Thursday, August 07, 2003

Ronald Johnson's final work The Shrubberies is a text of exceptional concision very much in the vein of Louis Zukofsky's parallel text 80 Flowers. One could make a convincing case for Johnson as a major poet on this volume alone, were it not for all the other wonderful works he has left us.

 

The central pleasure in reading The Shrubberies comes from watching a master of condensare at the height of his powers:

 

slant

rain

drops

from

each

prickle

of holly

 

Simple as this seems, this poem hinges on the move from the single syllable words of the first five lines to the tactile transformation of “prickle.” Thus it would have been a completely different poem — and very much a lesser one — to have put “of” on its own line, whereas here, as the first of three soft syllables, it lends the poem's last line exactly the flourish it needs.

 

Similarly, “Two Seasons,” one of the relatively few poems to have a title, is a marvel of the sensuousness of language, the tone leading of vowels in consort with the physicality of consonants:

 

cardinal and bluejay

interloping same bush

shaking forsythia

in goldened shower

 

eternal summers

wren wrench song

on risen bough

after recent rain

 

There is almost no occasion in which the hand-crafted descriptor “goldened” is going to sound anything less than silly, but Johnson has found the perfect instance here.

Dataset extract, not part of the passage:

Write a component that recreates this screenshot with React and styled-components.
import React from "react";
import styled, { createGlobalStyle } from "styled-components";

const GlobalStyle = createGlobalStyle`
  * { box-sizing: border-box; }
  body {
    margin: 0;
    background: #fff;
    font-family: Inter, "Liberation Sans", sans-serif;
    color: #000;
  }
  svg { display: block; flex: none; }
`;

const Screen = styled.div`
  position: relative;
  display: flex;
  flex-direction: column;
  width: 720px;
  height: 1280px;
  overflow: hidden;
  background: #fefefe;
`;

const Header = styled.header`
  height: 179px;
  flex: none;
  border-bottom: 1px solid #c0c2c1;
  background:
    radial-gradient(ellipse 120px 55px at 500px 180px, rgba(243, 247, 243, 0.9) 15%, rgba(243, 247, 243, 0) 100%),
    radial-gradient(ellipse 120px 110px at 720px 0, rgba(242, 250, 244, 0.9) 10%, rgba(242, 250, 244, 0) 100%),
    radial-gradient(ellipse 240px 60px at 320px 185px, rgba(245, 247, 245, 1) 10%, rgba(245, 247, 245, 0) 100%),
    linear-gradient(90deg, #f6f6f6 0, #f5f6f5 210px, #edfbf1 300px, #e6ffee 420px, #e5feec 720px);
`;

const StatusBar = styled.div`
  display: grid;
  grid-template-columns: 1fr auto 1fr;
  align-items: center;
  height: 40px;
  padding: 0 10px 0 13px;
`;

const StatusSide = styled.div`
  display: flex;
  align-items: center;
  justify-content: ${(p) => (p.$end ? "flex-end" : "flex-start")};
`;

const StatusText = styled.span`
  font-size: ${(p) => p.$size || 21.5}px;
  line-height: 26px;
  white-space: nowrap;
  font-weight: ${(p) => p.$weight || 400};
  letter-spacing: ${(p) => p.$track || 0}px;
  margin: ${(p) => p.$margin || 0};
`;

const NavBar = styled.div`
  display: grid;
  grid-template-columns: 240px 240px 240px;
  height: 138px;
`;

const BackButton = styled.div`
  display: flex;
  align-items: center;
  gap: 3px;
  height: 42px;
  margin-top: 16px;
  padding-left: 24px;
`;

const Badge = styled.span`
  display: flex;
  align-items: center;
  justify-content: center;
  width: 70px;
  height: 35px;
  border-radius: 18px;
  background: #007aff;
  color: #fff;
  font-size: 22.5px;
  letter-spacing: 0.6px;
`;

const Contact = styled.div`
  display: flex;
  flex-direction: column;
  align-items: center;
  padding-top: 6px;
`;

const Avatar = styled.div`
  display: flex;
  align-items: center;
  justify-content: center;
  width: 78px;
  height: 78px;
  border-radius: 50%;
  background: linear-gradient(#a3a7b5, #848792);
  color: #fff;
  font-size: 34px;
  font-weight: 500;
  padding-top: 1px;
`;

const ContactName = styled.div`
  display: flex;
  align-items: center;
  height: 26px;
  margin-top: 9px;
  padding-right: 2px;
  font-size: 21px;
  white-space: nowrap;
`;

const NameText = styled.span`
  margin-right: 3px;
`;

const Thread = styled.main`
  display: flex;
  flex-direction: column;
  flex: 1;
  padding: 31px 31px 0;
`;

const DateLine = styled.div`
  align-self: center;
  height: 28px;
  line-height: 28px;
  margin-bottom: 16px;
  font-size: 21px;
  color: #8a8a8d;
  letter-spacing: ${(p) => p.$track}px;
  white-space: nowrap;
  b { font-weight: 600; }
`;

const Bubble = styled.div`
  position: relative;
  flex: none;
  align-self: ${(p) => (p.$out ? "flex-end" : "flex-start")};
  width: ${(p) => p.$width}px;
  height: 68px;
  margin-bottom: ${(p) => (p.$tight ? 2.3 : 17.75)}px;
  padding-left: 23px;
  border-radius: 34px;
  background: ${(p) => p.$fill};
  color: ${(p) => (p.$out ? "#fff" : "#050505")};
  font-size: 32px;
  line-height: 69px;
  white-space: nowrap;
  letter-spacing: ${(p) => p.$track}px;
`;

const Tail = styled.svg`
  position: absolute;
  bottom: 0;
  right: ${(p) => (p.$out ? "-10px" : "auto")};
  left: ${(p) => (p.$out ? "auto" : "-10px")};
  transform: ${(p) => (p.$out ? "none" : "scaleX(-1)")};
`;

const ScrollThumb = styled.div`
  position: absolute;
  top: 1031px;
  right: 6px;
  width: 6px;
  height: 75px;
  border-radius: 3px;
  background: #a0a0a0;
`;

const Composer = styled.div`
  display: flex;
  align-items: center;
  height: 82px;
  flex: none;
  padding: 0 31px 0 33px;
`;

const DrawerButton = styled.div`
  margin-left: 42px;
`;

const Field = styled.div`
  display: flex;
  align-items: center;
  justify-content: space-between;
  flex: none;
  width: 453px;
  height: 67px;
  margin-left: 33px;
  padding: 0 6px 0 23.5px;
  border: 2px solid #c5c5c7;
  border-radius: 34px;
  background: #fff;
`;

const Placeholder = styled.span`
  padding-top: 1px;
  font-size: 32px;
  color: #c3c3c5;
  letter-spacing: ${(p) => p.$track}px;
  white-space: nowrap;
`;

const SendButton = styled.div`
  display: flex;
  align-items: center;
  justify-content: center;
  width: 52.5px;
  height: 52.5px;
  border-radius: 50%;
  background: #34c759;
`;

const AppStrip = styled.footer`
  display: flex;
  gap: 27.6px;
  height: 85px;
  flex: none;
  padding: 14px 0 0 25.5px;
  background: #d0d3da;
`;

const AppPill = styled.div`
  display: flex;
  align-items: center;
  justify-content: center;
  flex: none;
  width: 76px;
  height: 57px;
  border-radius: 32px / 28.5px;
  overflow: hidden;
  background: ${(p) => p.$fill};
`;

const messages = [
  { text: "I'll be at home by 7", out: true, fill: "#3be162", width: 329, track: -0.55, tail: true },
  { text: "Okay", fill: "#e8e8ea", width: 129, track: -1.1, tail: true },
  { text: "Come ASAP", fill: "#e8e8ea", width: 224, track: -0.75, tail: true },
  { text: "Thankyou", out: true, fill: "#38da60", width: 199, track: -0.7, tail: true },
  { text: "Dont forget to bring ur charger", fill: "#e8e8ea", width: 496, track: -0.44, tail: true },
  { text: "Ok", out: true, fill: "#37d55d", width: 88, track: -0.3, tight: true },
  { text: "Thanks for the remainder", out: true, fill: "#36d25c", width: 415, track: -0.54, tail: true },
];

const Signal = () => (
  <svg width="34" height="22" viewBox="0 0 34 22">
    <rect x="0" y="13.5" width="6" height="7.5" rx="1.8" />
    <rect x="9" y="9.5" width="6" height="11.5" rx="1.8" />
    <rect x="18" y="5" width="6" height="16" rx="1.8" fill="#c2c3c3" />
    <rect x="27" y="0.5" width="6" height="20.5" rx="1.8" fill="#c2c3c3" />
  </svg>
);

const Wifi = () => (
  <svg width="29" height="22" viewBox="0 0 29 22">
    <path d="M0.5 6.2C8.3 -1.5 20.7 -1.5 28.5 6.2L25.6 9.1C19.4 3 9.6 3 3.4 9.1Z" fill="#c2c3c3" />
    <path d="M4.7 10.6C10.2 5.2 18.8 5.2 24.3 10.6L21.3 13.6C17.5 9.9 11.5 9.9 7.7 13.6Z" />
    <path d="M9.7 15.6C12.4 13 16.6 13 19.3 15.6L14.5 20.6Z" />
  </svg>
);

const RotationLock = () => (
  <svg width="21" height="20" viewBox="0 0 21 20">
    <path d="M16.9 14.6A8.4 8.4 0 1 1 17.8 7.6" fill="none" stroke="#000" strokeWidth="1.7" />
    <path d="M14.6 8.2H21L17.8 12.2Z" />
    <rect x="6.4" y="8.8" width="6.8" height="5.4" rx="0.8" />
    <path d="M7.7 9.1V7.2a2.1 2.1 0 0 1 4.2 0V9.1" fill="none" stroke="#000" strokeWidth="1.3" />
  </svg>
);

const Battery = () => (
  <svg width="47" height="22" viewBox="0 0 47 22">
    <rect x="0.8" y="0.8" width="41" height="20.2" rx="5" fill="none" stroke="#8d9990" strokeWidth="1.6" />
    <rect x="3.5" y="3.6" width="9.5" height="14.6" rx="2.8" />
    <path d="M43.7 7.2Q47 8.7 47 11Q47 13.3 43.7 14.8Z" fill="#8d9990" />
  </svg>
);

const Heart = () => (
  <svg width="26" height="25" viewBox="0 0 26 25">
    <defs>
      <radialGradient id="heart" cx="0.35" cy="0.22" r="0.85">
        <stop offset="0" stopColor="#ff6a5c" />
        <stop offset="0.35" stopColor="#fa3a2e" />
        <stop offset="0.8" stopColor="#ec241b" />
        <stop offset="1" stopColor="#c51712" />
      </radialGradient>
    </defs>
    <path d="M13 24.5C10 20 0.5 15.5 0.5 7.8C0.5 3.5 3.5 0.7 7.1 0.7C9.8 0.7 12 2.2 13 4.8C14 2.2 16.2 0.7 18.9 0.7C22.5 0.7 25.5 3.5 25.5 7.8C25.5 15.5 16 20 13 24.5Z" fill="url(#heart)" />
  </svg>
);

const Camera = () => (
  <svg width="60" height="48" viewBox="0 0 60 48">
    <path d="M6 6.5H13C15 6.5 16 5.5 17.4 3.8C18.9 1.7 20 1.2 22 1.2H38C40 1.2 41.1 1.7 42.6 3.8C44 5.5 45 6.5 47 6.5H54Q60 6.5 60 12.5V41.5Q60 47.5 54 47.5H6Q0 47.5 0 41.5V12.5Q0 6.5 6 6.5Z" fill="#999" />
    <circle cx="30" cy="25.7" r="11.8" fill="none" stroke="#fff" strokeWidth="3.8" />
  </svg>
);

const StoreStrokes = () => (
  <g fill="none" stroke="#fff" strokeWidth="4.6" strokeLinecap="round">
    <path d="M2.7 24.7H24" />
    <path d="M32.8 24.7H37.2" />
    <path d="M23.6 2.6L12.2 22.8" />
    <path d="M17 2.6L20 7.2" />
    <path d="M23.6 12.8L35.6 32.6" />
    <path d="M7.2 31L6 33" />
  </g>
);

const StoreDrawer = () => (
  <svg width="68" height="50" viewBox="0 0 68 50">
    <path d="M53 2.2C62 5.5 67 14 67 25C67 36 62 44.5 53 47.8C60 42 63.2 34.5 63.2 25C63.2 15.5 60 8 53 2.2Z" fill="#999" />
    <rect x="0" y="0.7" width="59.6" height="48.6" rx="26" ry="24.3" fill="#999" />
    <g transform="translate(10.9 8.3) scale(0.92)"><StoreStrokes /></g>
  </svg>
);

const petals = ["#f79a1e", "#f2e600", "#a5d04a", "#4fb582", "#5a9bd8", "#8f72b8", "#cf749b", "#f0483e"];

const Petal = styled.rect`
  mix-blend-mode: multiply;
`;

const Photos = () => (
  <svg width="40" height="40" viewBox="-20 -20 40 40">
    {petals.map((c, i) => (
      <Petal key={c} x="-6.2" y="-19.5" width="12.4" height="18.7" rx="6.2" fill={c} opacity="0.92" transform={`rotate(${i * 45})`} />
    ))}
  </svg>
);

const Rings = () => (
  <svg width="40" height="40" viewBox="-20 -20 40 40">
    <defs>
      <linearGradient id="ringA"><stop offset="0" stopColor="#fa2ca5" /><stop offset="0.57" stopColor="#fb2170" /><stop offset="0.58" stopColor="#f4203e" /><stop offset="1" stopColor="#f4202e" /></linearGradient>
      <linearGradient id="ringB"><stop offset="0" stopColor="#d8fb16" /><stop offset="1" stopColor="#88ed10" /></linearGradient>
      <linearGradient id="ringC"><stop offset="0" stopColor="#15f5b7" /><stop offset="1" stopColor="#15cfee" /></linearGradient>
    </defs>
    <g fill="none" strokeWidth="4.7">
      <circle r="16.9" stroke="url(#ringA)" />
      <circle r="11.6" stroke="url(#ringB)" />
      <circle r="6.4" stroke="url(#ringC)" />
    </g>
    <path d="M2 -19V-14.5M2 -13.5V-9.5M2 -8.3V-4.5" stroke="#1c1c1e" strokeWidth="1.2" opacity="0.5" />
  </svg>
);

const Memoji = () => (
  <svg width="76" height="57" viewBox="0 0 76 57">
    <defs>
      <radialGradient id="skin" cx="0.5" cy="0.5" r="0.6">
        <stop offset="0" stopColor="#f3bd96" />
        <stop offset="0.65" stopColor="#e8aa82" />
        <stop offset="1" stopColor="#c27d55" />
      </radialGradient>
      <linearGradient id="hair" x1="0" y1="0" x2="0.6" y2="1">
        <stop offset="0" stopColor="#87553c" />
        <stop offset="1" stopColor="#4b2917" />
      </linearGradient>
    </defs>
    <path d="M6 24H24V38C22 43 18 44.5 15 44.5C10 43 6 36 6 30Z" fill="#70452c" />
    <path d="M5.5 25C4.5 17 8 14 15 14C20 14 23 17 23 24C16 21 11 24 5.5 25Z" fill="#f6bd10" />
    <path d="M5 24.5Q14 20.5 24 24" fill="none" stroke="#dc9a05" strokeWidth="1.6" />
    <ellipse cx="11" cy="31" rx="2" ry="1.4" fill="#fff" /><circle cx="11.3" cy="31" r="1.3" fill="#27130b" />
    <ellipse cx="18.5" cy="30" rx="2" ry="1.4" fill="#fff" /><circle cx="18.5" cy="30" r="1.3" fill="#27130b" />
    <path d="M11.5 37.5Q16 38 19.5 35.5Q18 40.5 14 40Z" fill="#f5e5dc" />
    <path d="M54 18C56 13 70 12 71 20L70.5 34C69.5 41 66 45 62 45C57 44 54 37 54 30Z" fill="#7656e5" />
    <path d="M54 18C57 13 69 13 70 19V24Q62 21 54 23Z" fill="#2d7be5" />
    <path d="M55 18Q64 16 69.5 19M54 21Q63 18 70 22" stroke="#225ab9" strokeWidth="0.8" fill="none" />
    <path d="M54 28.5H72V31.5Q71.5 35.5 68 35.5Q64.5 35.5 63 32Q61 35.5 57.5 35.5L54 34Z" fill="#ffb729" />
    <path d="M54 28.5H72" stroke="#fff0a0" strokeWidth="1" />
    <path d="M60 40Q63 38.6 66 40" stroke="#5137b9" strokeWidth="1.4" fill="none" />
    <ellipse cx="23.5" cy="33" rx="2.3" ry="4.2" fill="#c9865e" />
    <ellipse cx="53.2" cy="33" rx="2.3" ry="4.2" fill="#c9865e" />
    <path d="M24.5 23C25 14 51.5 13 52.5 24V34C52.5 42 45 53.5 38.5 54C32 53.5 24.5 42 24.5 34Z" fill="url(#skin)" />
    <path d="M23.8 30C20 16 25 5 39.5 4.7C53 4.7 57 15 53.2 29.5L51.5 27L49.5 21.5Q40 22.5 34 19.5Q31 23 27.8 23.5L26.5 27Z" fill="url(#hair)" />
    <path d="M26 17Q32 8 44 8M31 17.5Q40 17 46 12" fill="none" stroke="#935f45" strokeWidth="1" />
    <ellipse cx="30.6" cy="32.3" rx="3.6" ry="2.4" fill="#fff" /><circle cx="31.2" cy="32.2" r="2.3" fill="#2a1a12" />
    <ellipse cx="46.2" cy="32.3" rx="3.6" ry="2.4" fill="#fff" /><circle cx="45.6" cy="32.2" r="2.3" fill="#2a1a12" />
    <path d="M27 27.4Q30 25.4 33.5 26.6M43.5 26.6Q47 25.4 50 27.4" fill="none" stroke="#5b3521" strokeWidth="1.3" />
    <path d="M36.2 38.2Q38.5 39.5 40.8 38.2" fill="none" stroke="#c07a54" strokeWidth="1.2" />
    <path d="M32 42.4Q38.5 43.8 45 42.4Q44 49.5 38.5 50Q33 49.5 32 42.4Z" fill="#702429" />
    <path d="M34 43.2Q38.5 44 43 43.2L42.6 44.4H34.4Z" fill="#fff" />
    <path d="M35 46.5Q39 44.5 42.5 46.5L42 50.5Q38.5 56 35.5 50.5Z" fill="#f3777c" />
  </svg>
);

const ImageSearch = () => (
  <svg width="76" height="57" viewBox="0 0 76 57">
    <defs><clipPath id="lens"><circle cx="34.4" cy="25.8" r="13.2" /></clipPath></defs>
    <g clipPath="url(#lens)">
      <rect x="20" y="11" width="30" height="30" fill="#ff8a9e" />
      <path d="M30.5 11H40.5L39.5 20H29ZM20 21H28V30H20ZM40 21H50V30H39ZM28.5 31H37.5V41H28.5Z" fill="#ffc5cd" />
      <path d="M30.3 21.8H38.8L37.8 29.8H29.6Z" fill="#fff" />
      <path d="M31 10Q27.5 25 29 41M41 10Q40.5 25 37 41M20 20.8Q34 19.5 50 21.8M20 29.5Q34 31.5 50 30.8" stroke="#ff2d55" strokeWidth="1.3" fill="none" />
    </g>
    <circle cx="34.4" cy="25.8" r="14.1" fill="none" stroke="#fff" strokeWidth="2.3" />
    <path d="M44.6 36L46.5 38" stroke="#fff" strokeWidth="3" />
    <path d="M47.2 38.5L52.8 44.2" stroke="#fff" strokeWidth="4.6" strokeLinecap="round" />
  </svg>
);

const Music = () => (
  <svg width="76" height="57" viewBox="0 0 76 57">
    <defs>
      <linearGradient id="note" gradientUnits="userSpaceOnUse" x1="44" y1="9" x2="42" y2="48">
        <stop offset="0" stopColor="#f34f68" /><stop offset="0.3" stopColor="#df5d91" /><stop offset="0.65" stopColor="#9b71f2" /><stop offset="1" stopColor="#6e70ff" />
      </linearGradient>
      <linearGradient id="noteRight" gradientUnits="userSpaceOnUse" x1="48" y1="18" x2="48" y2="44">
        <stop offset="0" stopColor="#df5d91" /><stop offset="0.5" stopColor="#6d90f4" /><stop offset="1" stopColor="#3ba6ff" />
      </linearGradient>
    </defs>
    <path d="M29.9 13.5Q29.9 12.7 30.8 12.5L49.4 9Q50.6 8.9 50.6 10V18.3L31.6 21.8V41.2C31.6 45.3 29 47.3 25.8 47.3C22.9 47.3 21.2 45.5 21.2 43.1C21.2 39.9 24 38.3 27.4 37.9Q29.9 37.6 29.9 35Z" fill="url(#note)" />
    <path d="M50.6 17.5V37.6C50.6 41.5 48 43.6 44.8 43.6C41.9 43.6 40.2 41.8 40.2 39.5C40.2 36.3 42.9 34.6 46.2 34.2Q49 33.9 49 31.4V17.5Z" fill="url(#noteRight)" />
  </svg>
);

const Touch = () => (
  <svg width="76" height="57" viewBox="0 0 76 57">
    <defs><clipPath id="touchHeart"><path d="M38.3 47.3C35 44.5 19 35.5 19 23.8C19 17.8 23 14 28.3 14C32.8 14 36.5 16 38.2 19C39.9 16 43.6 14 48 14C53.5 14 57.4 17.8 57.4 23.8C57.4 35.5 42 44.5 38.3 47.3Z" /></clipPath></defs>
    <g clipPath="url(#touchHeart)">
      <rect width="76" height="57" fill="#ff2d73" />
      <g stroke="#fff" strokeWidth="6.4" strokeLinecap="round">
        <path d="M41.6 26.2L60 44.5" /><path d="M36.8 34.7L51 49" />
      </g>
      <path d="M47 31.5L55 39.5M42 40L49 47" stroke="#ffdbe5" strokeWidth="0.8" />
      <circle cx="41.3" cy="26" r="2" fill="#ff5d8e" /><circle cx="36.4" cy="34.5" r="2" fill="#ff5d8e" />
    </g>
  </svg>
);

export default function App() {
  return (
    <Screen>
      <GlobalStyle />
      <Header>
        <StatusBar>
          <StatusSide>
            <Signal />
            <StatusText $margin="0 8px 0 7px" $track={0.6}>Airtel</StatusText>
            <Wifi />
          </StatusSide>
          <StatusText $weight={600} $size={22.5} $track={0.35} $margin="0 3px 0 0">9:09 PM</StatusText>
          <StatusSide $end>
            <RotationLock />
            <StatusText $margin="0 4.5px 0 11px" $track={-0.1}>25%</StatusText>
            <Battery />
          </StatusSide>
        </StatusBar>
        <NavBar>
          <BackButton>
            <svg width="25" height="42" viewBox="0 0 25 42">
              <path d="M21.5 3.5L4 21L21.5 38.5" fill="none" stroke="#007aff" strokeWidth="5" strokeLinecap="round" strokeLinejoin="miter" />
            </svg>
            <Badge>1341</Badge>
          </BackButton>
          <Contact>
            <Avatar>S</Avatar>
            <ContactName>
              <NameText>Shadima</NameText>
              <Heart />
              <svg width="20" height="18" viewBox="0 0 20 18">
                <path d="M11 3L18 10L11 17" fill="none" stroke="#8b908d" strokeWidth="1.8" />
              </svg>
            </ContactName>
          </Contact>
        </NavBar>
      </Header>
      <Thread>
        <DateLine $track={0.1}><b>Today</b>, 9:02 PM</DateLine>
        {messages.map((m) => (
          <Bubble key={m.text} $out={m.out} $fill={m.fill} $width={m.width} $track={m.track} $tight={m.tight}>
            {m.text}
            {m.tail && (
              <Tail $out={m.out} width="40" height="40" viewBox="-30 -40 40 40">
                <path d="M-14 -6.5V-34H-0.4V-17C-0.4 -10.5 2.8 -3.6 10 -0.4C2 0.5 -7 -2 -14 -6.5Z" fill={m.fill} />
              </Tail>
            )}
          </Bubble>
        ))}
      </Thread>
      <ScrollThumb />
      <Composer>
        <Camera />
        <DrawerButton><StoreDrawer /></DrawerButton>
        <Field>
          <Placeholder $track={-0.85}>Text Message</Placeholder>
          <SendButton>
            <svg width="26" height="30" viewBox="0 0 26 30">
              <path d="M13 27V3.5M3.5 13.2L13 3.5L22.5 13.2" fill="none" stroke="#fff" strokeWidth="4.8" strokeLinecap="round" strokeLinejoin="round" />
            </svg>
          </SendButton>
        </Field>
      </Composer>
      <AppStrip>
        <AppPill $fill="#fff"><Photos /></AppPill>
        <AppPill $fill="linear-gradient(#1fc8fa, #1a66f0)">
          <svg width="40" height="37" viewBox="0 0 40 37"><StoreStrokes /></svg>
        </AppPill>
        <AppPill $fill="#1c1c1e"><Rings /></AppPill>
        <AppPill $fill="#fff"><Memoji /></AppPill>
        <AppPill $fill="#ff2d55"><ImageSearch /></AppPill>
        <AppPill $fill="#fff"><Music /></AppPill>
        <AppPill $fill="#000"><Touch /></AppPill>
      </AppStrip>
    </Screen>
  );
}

And The Shrubberies is filled with such occasions.

 

Johnson was exceptionally fortunate to have discovered Peter O'Leary, now his literary executor, and whose work here as editor has given us the most sustained volume Johnson would ever produce. Would that Robert Duncan or even Zukofsky shared such fortune.

 

O'Leary's afterword is remarkably straightforward in its account of the editing. Johnson explicitly instructed O'Leary to “prune the shrubs” of a “great shaggy manuscript,” and prune he has. The result, to follow this analogy out, is closer to the topiary of the Longwood Gardens of the Duponts than, say, to the bramble-ridden overgrowth of Olson's Dogtown in Gloucester. The original manuscript consisted “of 229 pages and perhaps 300 poems.” As published, the volume consists of 124 poems over 126 pages, really a radical distillation the implications of which I will come back to in a moment.

 

Johnson, according to Leary, appears to have considered two schemes for the organization of the volume, one a record of the seasons, the other a characteristically Johnsonian tour of an imagined ideal garden. Yet there are poems here —

 

on the screen

the primal scene

a scream of out

 

that absolutely fall outside of either strategy. To complicate matters, Johnson himself never settled on a final strategy and appears to have been inconsistent in his marginal notations regarding placement of individual poems. All of this is, however, completely consistent with the Ronald Johnson I knew in San Francisco over twenty years, a man of brilliant gifts who at moments appeared to be utterly lacking in judgment. And, indeed, even in these short pieces that are so tightly condensed, there are pieces that just scream for a further edit:

 

beyond, a Province of wheat

and streams to grind the grain

fields framed by scarlet poppies

and bluest bachelor-buttons

and borderline to the stars

 

I want to strike that final “and” with the thickest red pen I have as well as to question the en dash in the penultimate line. Also I would strike that upper-case P. And it all makes me wonder — if this poem gets into the final selection of 124 pieces, what exactly did O'Leary leave out?

 

And that, I think, will be the final drama of this work, the simple knowledge that there exist perhaps 175 additional poems not included here. I would not be surprised to see a cottage industry of sorts spring up to get some or all of these works out into journals & webzines over the next few years. Perhaps someday FSG books will decide to issue the Complete Poems of a good poet (or Flood Editions, which has become the most responsible publisher for all things Projectivist [which is how you might describe Johnson were he not so visibly influenced by Zukofsky], or perhaps even Talisman House) will issue the Complete Ronald Johnson, and thus will give us the “great shaggy manuscript.” Until then, this diamond hard concentration will represent the final sweep of one of the great lives of poetry of our time.